Si configura quando un soggetto, dopo aver compiuto atti idonei a commettere un furto che però non si conclude per cause indipendenti dalla sua volontà, utilizza violenza o minaccia per assicurarsi l’impunità o la fuga.
Perché il ricorso è stato dichiarato inammissibile?
Il ricorso è stato ritenuto inammissibile perché i motivi proposti erano una semplice reiterazione di quelli già presentati e respinti in appello, mancando quindi del requisito della specificità e non costituendo una critica argomentata alla sentenza impugnata.
Qual è il principio di diritto confermato dalle Sezioni Unite della Cassazione in materia?
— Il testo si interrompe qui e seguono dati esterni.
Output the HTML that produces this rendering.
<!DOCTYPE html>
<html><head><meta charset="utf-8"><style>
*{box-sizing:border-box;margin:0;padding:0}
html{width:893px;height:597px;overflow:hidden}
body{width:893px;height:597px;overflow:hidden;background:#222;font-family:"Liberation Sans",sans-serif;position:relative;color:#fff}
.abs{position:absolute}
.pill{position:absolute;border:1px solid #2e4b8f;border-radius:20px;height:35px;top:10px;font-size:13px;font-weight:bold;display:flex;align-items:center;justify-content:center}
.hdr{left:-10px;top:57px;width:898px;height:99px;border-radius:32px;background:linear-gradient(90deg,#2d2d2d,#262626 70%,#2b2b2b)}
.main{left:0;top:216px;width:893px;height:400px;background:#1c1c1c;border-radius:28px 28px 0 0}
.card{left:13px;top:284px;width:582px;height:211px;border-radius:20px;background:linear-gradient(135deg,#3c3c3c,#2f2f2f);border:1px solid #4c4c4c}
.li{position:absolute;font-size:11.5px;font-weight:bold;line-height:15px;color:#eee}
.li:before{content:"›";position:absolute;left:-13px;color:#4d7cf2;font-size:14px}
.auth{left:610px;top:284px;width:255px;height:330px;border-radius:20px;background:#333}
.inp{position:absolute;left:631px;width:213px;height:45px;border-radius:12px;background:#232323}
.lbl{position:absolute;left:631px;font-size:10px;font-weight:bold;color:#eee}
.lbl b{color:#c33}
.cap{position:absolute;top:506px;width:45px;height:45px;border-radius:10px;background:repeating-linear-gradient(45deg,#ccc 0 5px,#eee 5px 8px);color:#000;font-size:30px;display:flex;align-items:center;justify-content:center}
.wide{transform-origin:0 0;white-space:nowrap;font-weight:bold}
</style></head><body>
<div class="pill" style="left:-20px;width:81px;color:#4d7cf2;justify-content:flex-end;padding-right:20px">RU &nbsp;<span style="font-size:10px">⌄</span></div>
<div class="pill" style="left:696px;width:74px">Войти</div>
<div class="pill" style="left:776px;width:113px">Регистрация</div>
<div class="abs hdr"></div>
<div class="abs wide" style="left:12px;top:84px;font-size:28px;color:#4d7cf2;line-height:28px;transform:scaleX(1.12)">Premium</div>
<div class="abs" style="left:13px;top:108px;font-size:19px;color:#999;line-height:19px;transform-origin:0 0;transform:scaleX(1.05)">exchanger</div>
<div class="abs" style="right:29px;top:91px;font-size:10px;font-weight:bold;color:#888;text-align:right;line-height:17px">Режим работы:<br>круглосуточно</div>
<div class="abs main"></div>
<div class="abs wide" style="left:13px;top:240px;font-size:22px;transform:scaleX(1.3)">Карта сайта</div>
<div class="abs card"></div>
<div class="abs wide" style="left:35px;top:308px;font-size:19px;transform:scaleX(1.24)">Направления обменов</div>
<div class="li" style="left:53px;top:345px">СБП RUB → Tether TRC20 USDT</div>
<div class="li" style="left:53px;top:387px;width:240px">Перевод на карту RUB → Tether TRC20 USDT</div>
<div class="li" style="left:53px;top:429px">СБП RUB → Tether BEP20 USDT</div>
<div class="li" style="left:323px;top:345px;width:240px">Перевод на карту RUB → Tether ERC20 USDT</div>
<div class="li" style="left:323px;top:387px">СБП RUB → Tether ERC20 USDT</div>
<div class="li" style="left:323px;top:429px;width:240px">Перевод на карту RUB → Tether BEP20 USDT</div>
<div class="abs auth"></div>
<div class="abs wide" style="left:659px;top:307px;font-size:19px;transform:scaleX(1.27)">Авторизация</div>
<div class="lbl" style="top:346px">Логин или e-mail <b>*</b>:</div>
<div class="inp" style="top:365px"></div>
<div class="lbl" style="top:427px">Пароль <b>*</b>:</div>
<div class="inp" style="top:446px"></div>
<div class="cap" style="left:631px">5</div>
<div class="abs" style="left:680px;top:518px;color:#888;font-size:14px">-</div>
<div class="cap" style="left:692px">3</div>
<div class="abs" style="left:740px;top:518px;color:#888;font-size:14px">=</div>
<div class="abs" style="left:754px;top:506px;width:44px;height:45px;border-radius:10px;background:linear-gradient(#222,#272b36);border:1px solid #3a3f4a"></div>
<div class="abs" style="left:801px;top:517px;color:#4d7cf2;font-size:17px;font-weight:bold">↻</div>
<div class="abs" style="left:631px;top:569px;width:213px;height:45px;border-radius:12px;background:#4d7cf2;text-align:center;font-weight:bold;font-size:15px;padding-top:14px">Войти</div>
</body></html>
Le Sezioni Unite (sentenza n. 34952/2012) hanno stabilito che è configurabile il tentativo di rapina impropria quando l’agente, dopo atti idonei alla sottrazione non portati a compimento, adopera violenza o minaccia per assicurarsi l’impunità.
Testo del provvedimento
Ordinanza di Cassazione Penale Sez. 7 Num. 36266 Anno 2024
Penale Ord. Sez. 7 Num. 36266 Anno 2024
Presidente: COGNOME COGNOME NOME
Relatore: COGNOME
Data Udienza: 02/07/2024
ORDINANZA
sul ricorso proposto da: COGNOME NOME NOME a BRESCIA il DATA_NASCITA
avverso la sentenza del 22/11/2023 della CORTE APPELLO di BRESCIA
dato avviso alle parti;
udita la relazione svolta dal Consigliere NOME COGNOME;
CONSIDERATO IN FATTO E IN DIRITTO
Letto il ricorso di COGNOME NOME;
considerato che l’unico motivo di ricorso con cui si contesta vizio di legge – in relazione agli artt. 56, 628, comma secondo, 614 e 624 cod. pen. – per avere la Corte territoriale erroneamente ritenuto configurabile il reato di tentata rapina impropria da parte dell’odierno ricorrente, è indeducibile perché fondato su motivi che si risolvono nella pedissequa reiterazione di quelli già dedotti in appello e puntualmente disattesi dalla corte di merito, dovendosi gli stessi considerare non specifici, ma soltanto apparenti, in quanto omettono di assolvere la tipica funzione di una critica argomentata avverso la sentenza oggetto di ricorso;
che il giudice d’appello, con corretti argomenti logici e giuridici, come emerge in particolare dalle pagine 4 e 5, ha fatto buon governo del principio di diritto affermato dalle Sezioni Unite di questa Corte, secondo cui è configurabile il tentativo di rapina impropria nel caso in cui l’agente, dopo aver compiuto atti idonei alla sottrazione della cosa altrui, non portati a compimento per cause indipendenti dalla propria volontà, adoperi violenza o minaccia per assicurarsi l’impunità (Sez. U., n. 34952 del 19/04/2012, COGNOME, Rv. 253153-01);
rilevato, pertanto, che il ricorso deve essere dichiarato inammissibile con condanna del ricorrente al pagamento delle spese processuali e della somma di euro tremila in favore della Cassa delle ammende.
P.Q.M.
Dichiara inammissibile il ricorso e condanna il ricorrente al pagamento delle spese processuali ed alla somma di euro tremila in favore della Cassa delle ammende.